In conversation with Ujjwal Kumar, lead data scientist, Akaike Technologies
1) What drew you towards data science out of so many other technologies?
I am an experienced professional with over five years of expertise in data science. During my final year, I became interested in exploring a variety of new technologies. Data science was particularly appealing to me due to its ability to solve complex challenges, which was otherwise deemed impossible.
Since then, it has become a buzz-word in the tech industry and I’ve grown increasingly passionate about automation and artificial intelligence. At my previous internship, I was fortunate enough to work under Akaike’s founder, Rahul Thota.
When I completed my internship, Rahul recommended that I join his new company, Akaike Technologies which was a three-member team at that time.The chance to work with a startup and gain exposure to different projects for multiple clients across various industries enticed me to take the leap.
My philosophy has remained the same since day one— to keep learning. In addition to executing my own tasks, I’m now managing a talented data science team. This allows me the opportunity to remain cognizant of company goals and objectives while guiding my team in finding the best solutions for each situation.
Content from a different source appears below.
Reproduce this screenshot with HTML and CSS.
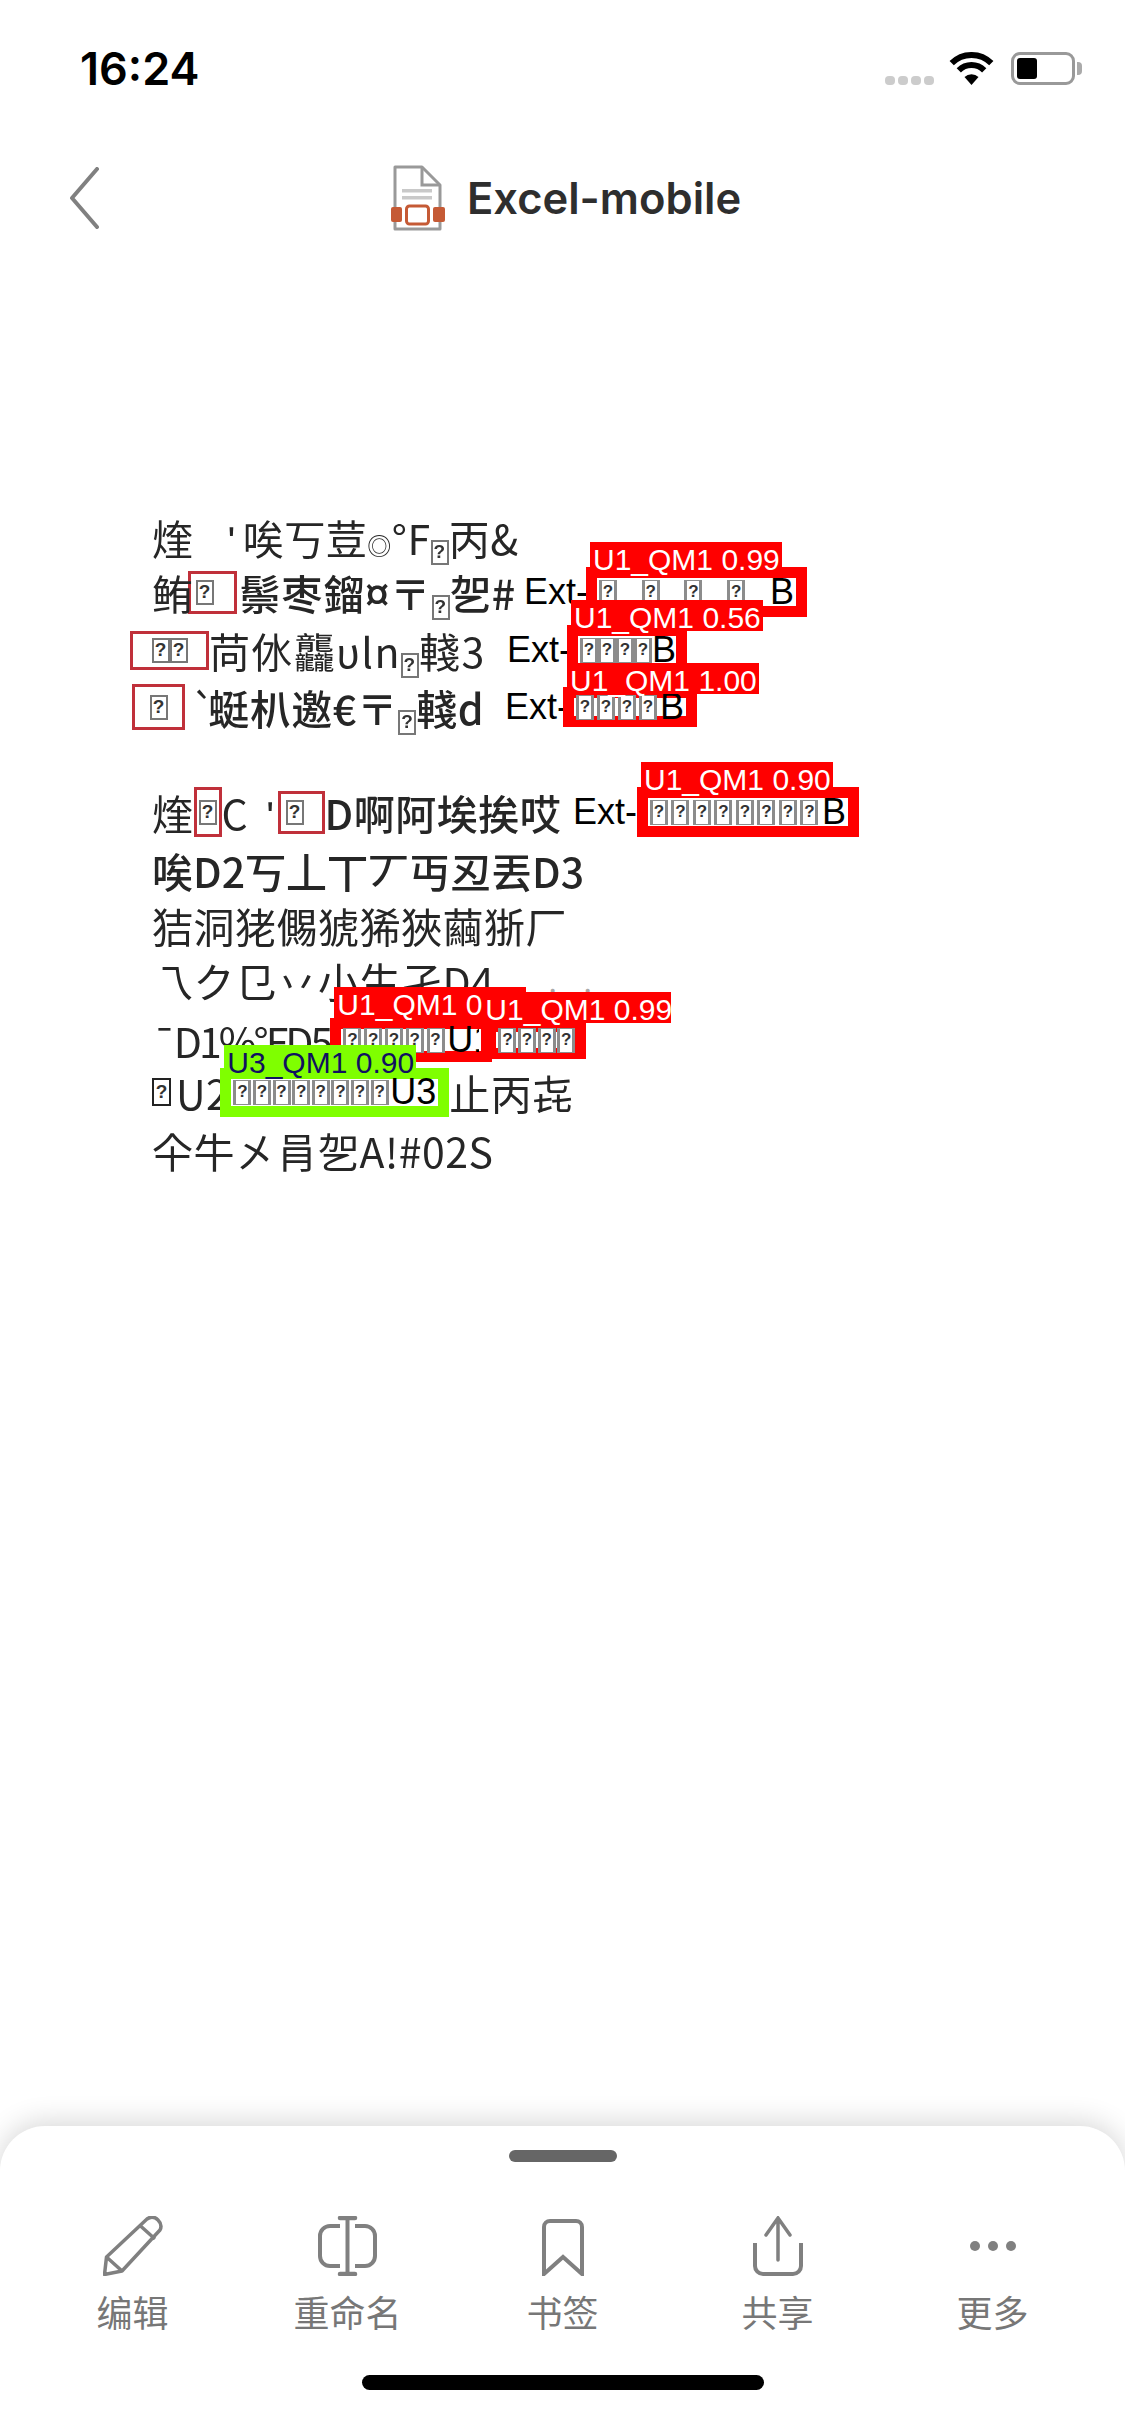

2. What are the common misconceptions about Big Data?
Everyone thinks Big Data is just 4-5 years old. Big Data isn’t a new concept; it has been around for over 20 years. In recent times, powerful tools and technology have enabled a shift towards open source solutions. This makes it more accessible for smaller companies to handle and analyze data.
While many believe that larger datasets produce better results, what’s more important is the quality of the data rather than quantity.
Businesses need to keep in mind that Big Data involves much more than technology. It’s about leveraging data-driven insights to inform business decisions and foster innovation. Furthermore, the real value of Big Data comes from utilizing it for analysis purposes, as opposed to just storage and collection.
Ultimately, Big Data can be very effective but it needs a sound strategy, appropriate tech stack and skilled professionals in order to be successfully utilized by businesses.
3. How do you draw insights from unstructured data?
The first step in a data science project is to gather all available sources of data. This includes both structured data such as text files and databases, and unstructured data such as images. The data should be processed, transforming it into standard IDs that are associated with relevant descriptions.
We then clean up the raw data, creating a new version of the dataset which will be more useful for analysis. Data science is an iterative process—we continually refine our process by revisiting it if we find a better approach.
In exploring the dataset, we examine what kind of data we have, how many visual sets can we identify from it and what measures can be taken to improve its quality. We also use hypothesis to validate our datasets and look out for anomalies. These insights enable us to further explore the dataset’s potentials.
4. Among millions of datasets, how can you identify the right data quickly?
Finding high-quality data from millions of datasets can be a challenging task, but at Akaike Technologies, we follow well-defined steps to speed up the process. It’s important to define your data requirements. Having a clear understanding of the data you need, such as the type of data, the format, and the source, will make it easier to filter out irrelevant datasets.
Next, you can use data catalogs and repositories like Data.gov, Kaggle, or Google’s Dataset Search, as a great starting point for finding high-quality data. These platforms usually have a search function and filters that allow you to quickly find datasets that meet your criteria.
This can be followed by Data APIs that allow you to programmatically access data from a variety of sources, including social media, websites, and databases.
Using APIs can save time compared to manually downloading data. Remember, not all data is created equal. When evaluating potential datasets, consider factors such as completeness, accuracy, timeliness, and consistency to ensure that the data is of high quality.
Finally, consult with experts in the field, such as data scientists or domain specialists, for recommendations on where to find high-quality data. These experts may also be able to help with the evaluation process. Keep in mind that finding high-quality data can be a time-consuming process, and it may require some trial and error. The key is to be patient and persistent in your search for the right data.
5. In 2023, what trends will dominate VisionAI?
Well, there are so many but to sum it up — 2023 will improvise on the innovations that were conceived from 2020 to 2022. The demand for real-time analysis and the growth of the Internet of Things have driven a trend toward edge AI, which deploys models directly on devices instead of cloud.
Computer vision is also increasing its role in healthcare, with 3D computer vision becoming more widely used in robotics, augmented and virtual reality, and industrial inspection.